*Task requirements*: Go through the records and show each line where the word "styles" occurs.

[Stored items from a collection]
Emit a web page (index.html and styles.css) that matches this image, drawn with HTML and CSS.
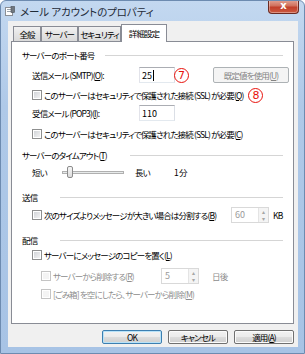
FILE: index.html
```html
<!DOCTYPE html>
<html lang="ja">
<head>
    <meta charset="UTF-8">
    <title>メール アカウントのプロパティ</title>
    <link rel="stylesheet" href="styles.css">
</head>
<body>

    <div class="window">
        <!-- タイトルバー -->
        <div class="titlebar">
            <svg class="app-icon" width="10" height="10" viewBox="0 0 10 10">
                <rect x="0.5" y="1.5" width="7" height="8" fill="#fff" stroke="#8a8f96"/>
                <rect x="2" y="3" width="4" height="1" fill="#9aa3ad"/>
                <rect x="2" y="5" width="4" height="1" fill="#9aa3ad"/>
                <rect x="6" y="0.5" width="3.5" height="6" fill="#6f7780" stroke="#4a5058" stroke-width="0.6"/>
            </svg>
            <span class="title">メール アカウントのプロパティ</span>
            <div class="close-btn">x</div>
        </div>

        <div class="client">
            <!-- タブ -->
            <div class="tabs">
                <div class="tab w-general">全般</div>
                <div class="tab w-server">サーバー</div>
                <div class="tab w-security">セキュリティ</div>
                <div class="tab active">詳細設定</div>
            </div>

            <div class="panel">
                <div class="group-head mt-7"><span class="head-port">サーバーのポート番号</span></div>

                <div class="row mt-6">
                    <span class="field-label">送信メール (SMTP)(<u>O</u>):</span>
                    <div class="textbox">25<span class="caret"></span></div>
                    <span class="mark">7</span>
                    <span class="btn btn-disabled">既定値を使用(<u>U</u>)</span>
                </div>

                <div class="check-row mt-5">
                    <span class="check"></span>
                    <span>このサーバーはセキュリティで保護された接続 (SSL) が必要(<u>Q</u>)</span>
                    <span class="mark mark-ssl">8</span>
                </div>

                <div class="row mt-3">
                    <span class="field-label">受信メール (POP3)(<u>I</u>):</span>
                    <div class="textbox">110</div>
                </div>

                <div class="check-row mt-6">
                    <span class="check"></span>
                    <span>このサーバーはセキュリティで保護された接続 (SSL) が必要(<u>C</u>)</span>
                </div>

                <div class="group-head mt-8"><span class="head-timeout">サーバーのタイムアウト(<u>T</u>)</span></div>

                <div class="row slider-row mt-3">
                    <span class="short">短い</span>
                    <div class="slider"><span class="thumb"></span></div>
                    <span class="long">長い</span>
                    <span>1 分</span>
                </div>

                <div class="group-head mt-11"><span class="head-short">送信</span></div>

                <div class="row mt-4">
                    <span class="check"></span>
                    <span class="split-label">次のサイズよりメッセージが大きい場合は分割する(<u>B</u>)</span>
                    <div class="spin">
                        <span class="spin-value">60</span>
                        <span class="spin-buttons"><span>&#9652;</span><span>&#9662;</span></span>
                    </div>
                    <span class="unit">KB</span>
                </div>

                <div class="group-head mt-11"><span class="head-short">配信</span></div>

                <div class="check-row mt-2">
                    <span class="check"></span>
                    <span>サーバーにメッセージのコピーを置く(<u>L</u>)</span>
                </div>

                <div class="row sub mt-6">
                    <span class="check check-disabled"></span>
                    <span class="disabled delete-label">サーバーから削除する(<u>R</u>)</span>
                    <div class="spin">
                        <span class="spin-value">5</span>
                        <span class="spin-buttons"><span>&#9652;</span><span>&#9662;</span></span>
                    </div>
                    <span class="disabled unit-days">日後</span>
                </div>

                <div class="check-row sub mt-3">
                    <span class="check check-disabled"></span>
                    <span class="disabled">[ごみ箱] を空にしたら、サーバーから削除(<u>M</u>)</span>
                </div>
            </div>

            <!-- ボタン -->
            <div class="buttons">
                <span class="btn btn-default">OK</span>
                <span class="btn">キャンセル</span>
                <span class="btn">適用(<u>A</u>)</span>
            </div>
        </div>
    </div>

</body>
</html>
```

FILE: styles.css
```css
* {
    box-sizing: border-box;
}

body {
    margin: 0;
    font-family: "Noto Sans CJK JP", "Noto Sans", sans-serif;
    font-size: 8.5px;
    font-feature-settings: "palt" 1;
    letter-spacing: -0.85px;
    white-space: nowrap;
    color: #000;
}

u {
    text-decoration: underline;
    text-underline-offset: 1px;
}

.window {
    width: 305px;
    height: 354px;
    display: flex;
    flex-direction: column;
    background: linear-gradient(#c3d8f0, #afc9e8 30%, #a7c3e5);
    border: 1px solid #6d8bb0;
    border-radius: 6px 6px 0 0;
    padding: 0 6px 6px 7px;
    overflow: hidden;
}

/* タイトルバー */
.titlebar {
    height: 20px;
    margin: 0 -6px 0 -7px;
    padding: 0 5px 0 4px;
    display: flex;
    align-items: center;
}

.app-icon {
    margin-right: 5px;
}

.title {
    font-size: 10.5px;
    letter-spacing: -0.1px;
    color: #1e2a38;
}

.close-btn {
    margin-left: auto;
    align-self: flex-start;
    margin-top: -1px;
    width: 31px;
    height: 14px;
    border: 1px solid #6b2a22;
    border-top: none;
    border-radius: 0 0 4px 4px;
    background: linear-gradient(#e3a597, #d0705c 45%, #c13f2b 55%, #cc5a40);
    box-shadow: inset 0 0 0 1px rgba(255, 255, 255, 0.35);
    color: #fff;
    font-family: "DejaVu Sans", sans-serif;
    font-weight: bold;
    font-size: 10px;
    line-height: 12px;
    letter-spacing: 0;
    text-align: center;
}

.client {
    flex: 1;
    display: flex;
    flex-direction: column;
    background-color: #f0f0f0;
    padding: 3px 4px 0 3px;
}

/* タブ */
.tabs {
    height: 17px;
    display: flex;
    align-items: flex-end;
    padding-left: 2px;
}

.tab {
    height: 15px;
    border: 1px solid #898c95;
    border-bottom: none;
    background: linear-gradient(#f2f2f2, #e4e4e4 50%, #dadada);
    display: flex;
    align-items: center;
    justify-content: center;
    flex-shrink: 0;
    letter-spacing: -0.9px;
}

.w-general { width: 28px; }
.w-server { width: 37px; }
.w-security { width: 43px; }

.tab.active {
    width: 46px;
    height: 18px;
    margin-bottom: -1px;
    background: #fff;
    position: relative;
    z-index: 1;
    padding-bottom: 2px;
}

.panel {
    height: 283px;
    border: 1px solid #898c95;
    background-color: #fff;
    padding: 0 10px;
}

.group-head {
    height: 12px;
    display: flex;
    align-items: center;
}

.group-head span {
    flex-shrink: 0;
}

.group-head::after {
    content: "";
    flex: 1;
    border-top: 1px solid #d5d5d5;
}

.head-port { width: 83px; }
.head-timeout { width: 108px; }
.head-short { width: 38px; }

.row {
    height: 16px;
    display: flex;
    align-items: center;
    padding-left: 10px;
}

.check-row {
    height: 14px;
    display: flex;
    align-items: center;
    padding-left: 10px;
}

.row > *,
.check-row > * {
    flex-shrink: 0;
}

.sub {
    padding-left: 19px;
}

.mt-2 { margin-top: 2px; }
.mt-3 { margin-top: 3px; }
.mt-4 { margin-top: 4px; }
.mt-5 { margin-top: 5px; }
.mt-6 { margin-top: 6px; }
.mt-7 { margin-top: 7px; }
.mt-8 { margin-top: 8px; }
.mt-11 { margin-top: 11px; }

.field-label {
    width: 107px;
}

.textbox {
    width: 36px;
    height: 16px;
    border: 1px solid #abadb3;
    border-left-color: #e2e3ea;
    border-right-color: #dbdfe6;
    border-bottom-color: #e3e9ef;
    padding-left: 2px;
    display: flex;
    align-items: center;
    letter-spacing: 0;
    font-size: 9px;
}

.caret {
    width: 1px;
    height: 11px;
    background-color: #000;
    margin-left: 1px;
}

/* 注記の丸数字 */
.mark {
    width: 15px;
    height: 15px;
    border: 1px solid #e8120c;
    border-radius: 50%;
    color: #e8120c;
    font-family: "DejaVu Sans", sans-serif;
    font-size: 11px;
    line-height: 13px;
    letter-spacing: 0;
    text-align: center;
    margin-left: -1px;
    position: relative;
}

.mark-ssl {
    margin-left: 5px;
}

.btn {
    width: 60px;
    height: 14px;
    border: 1px solid #707070;
    border-radius: 2px;
    background: linear-gradient(#f2f2f2, #ebebeb 50%, #dddddd 50%, #cfcfcf);
    box-shadow: inset 0 0 0 1px #fbfbfb;
    display: flex;
    align-items: center;
    justify-content: center;
}

.btn-disabled {
    width: 76px;
    height: 16px;
    margin-left: 24px;
    border-color: #adb2b5;
    background: #f4f4f4;
    box-shadow: none;
    color: #838383;
}

.btn-default {
    border-color: #3c7fb1;
    box-shadow: inset 0 0 0 1px #b8e2f8;
}

.check {
    width: 10px;
    height: 10px;
    border: 1px solid #8e8f8f;
    background: linear-gradient(135deg, #cdd0d4, #f6f6f6);
    box-shadow: inset 0 0 0 1px #fff;
    margin-right: 2px;
}

.check-disabled {
    border-color: #c4c4c4;
    background: #f4f4f4;
}

.disabled {
    color: #8d8d8d;
}

/* スライダー */
.short {
    width: 30px;
}

.slider {
    width: 62px;
    height: 3px;
    border: 1px solid #b0b0b0;
    background-color: #e7eaea;
    position: relative;
}

.thumb {
    position: absolute;
    left: 4px;
    top: -6px;
    width: 6px;
    height: 12px;
    border: 1px solid #8b8b8b;
    border-radius: 2px;
    background: linear-gradient(#f6f6f6, #dcdcdc);
}

.long {
    margin-left: 11px;
    width: 39px;
}

/* スピンボックス */
.split-label {
    width: 187px;
}

.spin {
    width: 38px;
    height: 16px;
    border: 1px solid #d9d9d9;
    background-color: #fff;
    display: flex;
}

.spin-value {
    flex: 1;
    color: #9a9a9a;
    padding-left: 3px;
    line-height: 14px;
    letter-spacing: 0;
    font-size: 9px;
}

.spin-buttons {
    width: 10px;
    display: flex;
    flex-direction: column;
    border-left: 1px solid #e4e4e4;
}

.spin-buttons span {
    flex: 1;
    font-family: "DejaVu Sans", sans-serif;
    font-size: 6px;
    line-height: 7px;
    letter-spacing: 0;
    text-align: center;
    color: #a6a6a6;
    background-color: #f4f4f4;
}

.unit {
    margin-left: 4px;
}

.delete-label {
    width: 108px;
}

.unit-days {
    margin-left: 13px;
}

.buttons {
    margin-top: 6px;
    display: flex;
    justify-content: flex-end;
    gap: 6px;
}
```
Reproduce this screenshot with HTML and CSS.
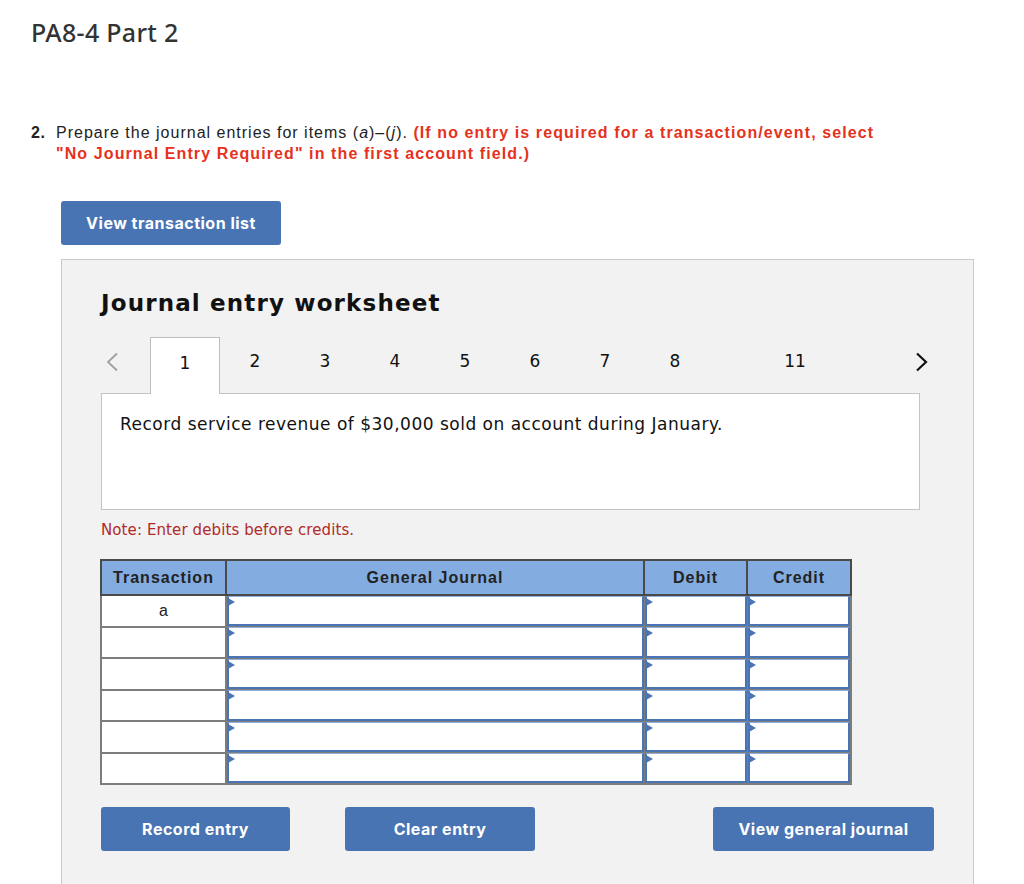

*Solution*:
Emit a web page (index.html and styles.css) that matches this image, drawn with HTML and CSS.
    <link rel="stylesheet" href="styles.css">
FILE: styles.css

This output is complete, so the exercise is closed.